* [What to work on]: Here are some records; copy every line that holds the word "with".

* [Input data]:
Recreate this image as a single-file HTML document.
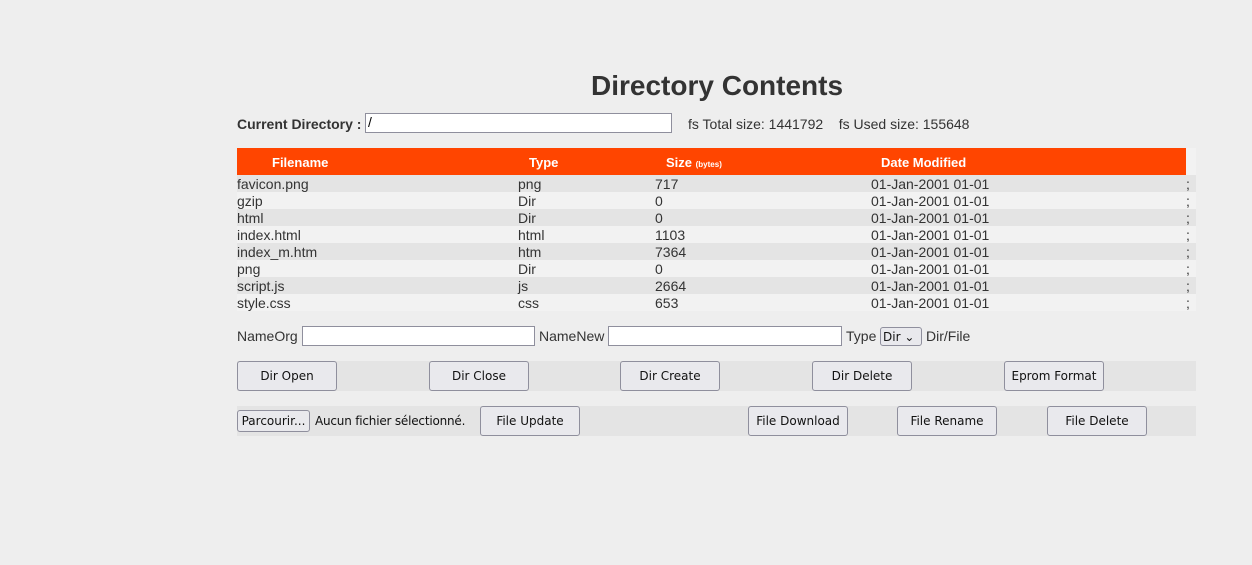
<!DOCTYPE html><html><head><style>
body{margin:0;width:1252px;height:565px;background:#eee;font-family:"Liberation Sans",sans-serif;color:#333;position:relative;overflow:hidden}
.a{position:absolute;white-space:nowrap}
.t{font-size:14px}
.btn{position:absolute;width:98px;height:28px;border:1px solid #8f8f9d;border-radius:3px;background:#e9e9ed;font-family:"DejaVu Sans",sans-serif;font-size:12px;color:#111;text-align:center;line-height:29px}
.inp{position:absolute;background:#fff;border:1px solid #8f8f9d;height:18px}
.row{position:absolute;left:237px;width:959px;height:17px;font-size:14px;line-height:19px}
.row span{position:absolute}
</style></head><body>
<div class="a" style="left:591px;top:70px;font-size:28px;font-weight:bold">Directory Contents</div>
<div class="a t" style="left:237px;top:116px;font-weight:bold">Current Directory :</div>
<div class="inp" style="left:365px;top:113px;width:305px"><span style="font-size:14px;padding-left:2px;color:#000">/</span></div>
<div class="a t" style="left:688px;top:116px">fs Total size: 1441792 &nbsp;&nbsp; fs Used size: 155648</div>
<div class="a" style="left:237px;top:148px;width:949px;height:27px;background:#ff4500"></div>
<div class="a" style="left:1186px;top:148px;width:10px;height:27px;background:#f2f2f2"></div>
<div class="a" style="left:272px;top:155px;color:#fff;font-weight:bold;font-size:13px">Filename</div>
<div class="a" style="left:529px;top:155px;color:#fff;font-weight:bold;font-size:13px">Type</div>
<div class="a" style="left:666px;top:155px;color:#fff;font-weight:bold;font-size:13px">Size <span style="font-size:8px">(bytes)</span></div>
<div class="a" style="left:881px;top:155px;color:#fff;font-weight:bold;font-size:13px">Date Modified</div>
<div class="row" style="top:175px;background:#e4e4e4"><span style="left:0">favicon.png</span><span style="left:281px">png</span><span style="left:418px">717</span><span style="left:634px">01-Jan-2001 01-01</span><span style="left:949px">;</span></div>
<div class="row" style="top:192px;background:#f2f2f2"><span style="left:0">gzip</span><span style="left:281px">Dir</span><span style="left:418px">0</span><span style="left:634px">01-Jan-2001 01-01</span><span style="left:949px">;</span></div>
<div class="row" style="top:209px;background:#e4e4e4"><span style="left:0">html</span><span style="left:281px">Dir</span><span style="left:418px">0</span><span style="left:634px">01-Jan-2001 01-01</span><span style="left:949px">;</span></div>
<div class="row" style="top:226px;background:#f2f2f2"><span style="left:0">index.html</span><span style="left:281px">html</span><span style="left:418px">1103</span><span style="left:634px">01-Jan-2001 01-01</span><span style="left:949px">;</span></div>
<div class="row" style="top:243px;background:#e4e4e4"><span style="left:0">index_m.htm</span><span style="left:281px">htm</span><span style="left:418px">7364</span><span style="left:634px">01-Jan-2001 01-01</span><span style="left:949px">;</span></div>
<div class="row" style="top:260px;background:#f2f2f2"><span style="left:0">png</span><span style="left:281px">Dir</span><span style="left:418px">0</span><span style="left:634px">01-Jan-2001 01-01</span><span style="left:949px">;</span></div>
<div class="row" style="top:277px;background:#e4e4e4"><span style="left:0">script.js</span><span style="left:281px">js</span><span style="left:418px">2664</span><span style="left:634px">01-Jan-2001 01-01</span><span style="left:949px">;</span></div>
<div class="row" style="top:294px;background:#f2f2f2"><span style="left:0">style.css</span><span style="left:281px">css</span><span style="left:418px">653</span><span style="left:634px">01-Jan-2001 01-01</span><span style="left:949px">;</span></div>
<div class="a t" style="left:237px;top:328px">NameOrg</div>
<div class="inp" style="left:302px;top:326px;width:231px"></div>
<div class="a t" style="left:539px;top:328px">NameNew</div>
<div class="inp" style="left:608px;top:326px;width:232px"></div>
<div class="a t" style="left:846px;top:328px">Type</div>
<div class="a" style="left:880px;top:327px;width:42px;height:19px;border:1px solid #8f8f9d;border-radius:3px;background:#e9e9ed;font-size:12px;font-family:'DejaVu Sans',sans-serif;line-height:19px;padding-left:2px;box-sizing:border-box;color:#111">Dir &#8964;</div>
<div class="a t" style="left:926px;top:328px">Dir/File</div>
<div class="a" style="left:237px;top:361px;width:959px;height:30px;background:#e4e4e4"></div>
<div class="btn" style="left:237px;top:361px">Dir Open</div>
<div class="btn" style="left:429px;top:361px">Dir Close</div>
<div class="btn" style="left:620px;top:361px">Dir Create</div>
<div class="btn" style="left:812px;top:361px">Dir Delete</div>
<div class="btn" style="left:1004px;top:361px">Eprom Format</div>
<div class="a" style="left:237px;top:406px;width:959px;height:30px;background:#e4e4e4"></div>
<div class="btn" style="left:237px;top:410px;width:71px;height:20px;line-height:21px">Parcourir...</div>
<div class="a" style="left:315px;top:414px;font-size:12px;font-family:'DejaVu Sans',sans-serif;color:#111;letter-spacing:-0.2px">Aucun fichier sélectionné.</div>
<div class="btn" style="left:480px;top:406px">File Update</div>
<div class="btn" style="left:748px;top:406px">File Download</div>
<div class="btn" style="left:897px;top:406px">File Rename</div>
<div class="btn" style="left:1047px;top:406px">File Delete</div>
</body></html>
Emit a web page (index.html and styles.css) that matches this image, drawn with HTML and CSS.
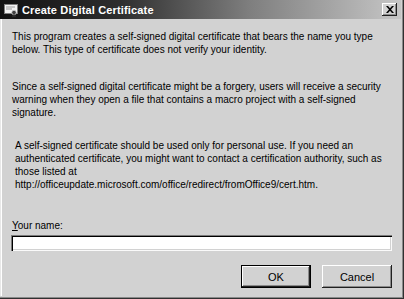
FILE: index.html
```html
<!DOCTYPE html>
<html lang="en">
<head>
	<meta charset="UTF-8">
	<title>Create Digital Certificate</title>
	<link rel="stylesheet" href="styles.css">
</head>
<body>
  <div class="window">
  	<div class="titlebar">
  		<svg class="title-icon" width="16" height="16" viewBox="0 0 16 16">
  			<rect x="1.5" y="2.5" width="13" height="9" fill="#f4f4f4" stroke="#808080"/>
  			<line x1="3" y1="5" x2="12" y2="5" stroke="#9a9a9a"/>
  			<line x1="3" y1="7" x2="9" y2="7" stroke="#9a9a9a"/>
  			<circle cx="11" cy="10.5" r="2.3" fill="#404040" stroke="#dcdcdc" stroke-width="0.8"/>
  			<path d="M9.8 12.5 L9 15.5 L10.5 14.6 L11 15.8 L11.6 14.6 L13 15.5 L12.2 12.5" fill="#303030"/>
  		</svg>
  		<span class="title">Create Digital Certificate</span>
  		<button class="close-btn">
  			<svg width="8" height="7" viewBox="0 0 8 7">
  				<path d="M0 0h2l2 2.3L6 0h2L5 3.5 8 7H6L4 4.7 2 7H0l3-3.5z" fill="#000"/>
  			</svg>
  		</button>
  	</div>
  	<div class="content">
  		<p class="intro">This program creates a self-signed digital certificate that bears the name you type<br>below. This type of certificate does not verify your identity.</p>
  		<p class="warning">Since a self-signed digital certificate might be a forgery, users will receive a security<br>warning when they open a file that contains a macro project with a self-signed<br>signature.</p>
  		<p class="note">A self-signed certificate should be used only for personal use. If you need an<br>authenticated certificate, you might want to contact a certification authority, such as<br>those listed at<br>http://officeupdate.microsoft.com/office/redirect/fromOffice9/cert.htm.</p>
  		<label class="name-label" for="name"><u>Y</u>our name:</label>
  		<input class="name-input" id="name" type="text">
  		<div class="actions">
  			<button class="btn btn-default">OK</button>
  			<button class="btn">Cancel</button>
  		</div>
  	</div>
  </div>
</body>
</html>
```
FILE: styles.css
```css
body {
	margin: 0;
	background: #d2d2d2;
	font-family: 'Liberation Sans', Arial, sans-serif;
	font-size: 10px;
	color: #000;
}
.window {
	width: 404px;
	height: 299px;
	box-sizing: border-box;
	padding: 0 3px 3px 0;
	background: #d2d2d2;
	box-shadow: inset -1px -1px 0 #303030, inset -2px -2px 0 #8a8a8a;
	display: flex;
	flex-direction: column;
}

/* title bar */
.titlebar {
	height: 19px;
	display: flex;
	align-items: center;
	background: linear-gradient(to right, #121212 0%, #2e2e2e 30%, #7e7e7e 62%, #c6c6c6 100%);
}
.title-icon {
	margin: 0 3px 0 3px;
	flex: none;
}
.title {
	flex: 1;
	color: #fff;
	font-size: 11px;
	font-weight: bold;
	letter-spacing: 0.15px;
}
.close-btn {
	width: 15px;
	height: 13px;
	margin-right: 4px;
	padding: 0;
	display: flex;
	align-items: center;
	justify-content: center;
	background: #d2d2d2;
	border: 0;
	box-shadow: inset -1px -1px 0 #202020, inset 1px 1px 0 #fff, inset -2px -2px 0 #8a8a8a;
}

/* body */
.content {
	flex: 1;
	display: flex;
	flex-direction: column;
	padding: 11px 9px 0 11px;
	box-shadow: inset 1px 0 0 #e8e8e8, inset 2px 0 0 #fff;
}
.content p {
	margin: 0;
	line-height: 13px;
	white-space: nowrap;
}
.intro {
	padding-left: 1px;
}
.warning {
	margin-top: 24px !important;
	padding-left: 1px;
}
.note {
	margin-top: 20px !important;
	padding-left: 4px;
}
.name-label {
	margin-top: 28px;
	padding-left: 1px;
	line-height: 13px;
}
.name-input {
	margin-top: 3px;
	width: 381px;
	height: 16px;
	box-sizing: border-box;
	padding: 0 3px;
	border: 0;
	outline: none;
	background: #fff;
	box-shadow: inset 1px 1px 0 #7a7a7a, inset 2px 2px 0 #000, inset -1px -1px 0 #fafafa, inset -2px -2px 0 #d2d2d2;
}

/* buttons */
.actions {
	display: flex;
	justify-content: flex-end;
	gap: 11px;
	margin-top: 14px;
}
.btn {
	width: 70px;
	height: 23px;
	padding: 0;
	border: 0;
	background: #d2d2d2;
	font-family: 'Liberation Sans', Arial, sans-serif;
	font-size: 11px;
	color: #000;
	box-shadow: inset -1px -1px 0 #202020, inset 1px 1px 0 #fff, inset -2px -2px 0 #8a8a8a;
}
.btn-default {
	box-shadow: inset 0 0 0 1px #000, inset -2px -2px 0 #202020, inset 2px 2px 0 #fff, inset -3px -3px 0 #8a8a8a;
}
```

* [Solution]:
Emit a web page (index.html and styles.css) that matches this image, drawn with HTML and CSS.
  		<p class="warning">Since a self-signed digital certificate might be a forgery, users will receive a security<br>warning when they open a file that contains a macro project with a self-signed<br>signature.</p>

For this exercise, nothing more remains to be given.